I Can’t Do Without Her

My girlfriend of two years broke up with me, I know it’s all my fault. When she met me, I wasn’t the same person I am right now; she changed me to be a good and great person. She transformed me into the best vision of myself. I know it’s not easy to change, but I did, and I did it for her. We usually have issues when she’s back from school, so it later developed trust issues between us. I did everything she asked; I never doubted us for a second. I made up my mind that I’d be what she wanted me to be because I knew she wanted the best for me. Over the years, I haven’t slept with anyone but her; I know she won’t believe it because she sees chats on my phone and all (but she hasn’t seen a chat that is sex-related).

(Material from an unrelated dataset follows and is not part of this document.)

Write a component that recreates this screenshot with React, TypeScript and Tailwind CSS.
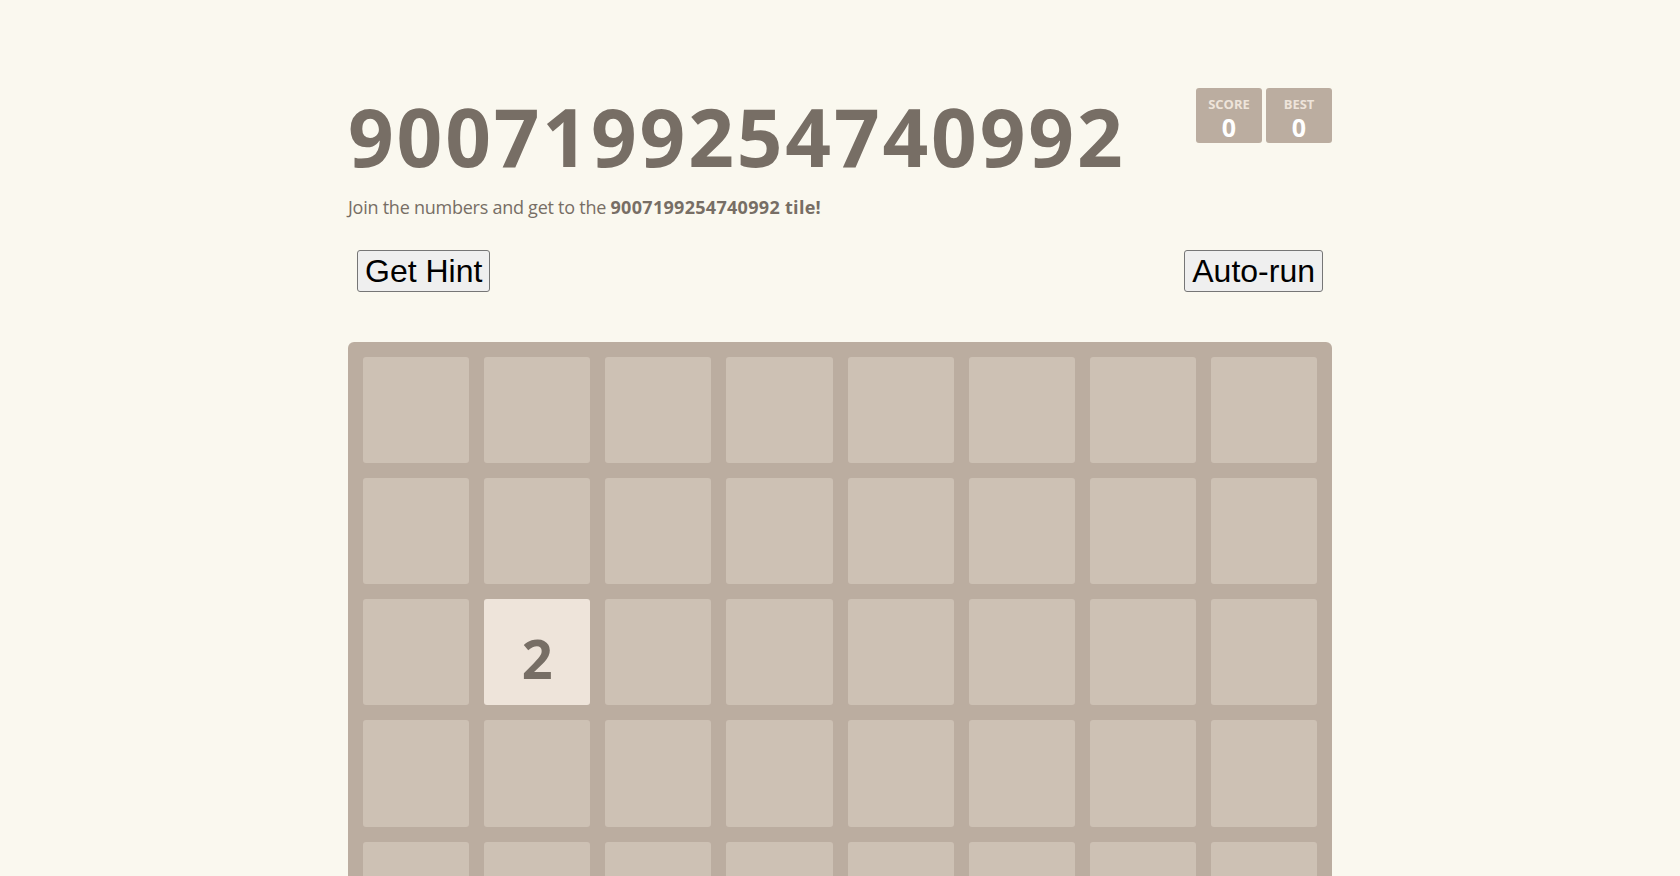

I have no female friends anymore because that’s what she wants. God knows my heart, and I’m telling the truth. When she came back in December last year, she checked my phone and saw nothing. She’s surprised about it, but her trust issues won’t let her believe. I know we’ve had our differences, but it hurts seeing you leave. If there’s a way I can go back in time, I will change all the mistakes. She’s the only one I’ve ever shown to my mom. She’s the only one I have, she’s my world. Can’t wipe our memories because I can’t take her out of my heart. She met me that way because of past experiences, which I swore not to love anymore, but she changed me, and now she has left me.

Can’t say anything bad about her because she’s the best. If she’s seeing this, I just want her to give us this last chance, that’s all I ask. After this, if anything else goes wrong, she can leave freely. I just want her to eat the fruit of her labor, and I know I’ll make this new story better than the others. Just this last chance; that’s all I ask for my love. And thanks for transforming me into this version of myself, it’s the best. I want to make more memories with you and you alone. Just let me hold your hands and let’s walk into a brighter part of our lives. I love you so much.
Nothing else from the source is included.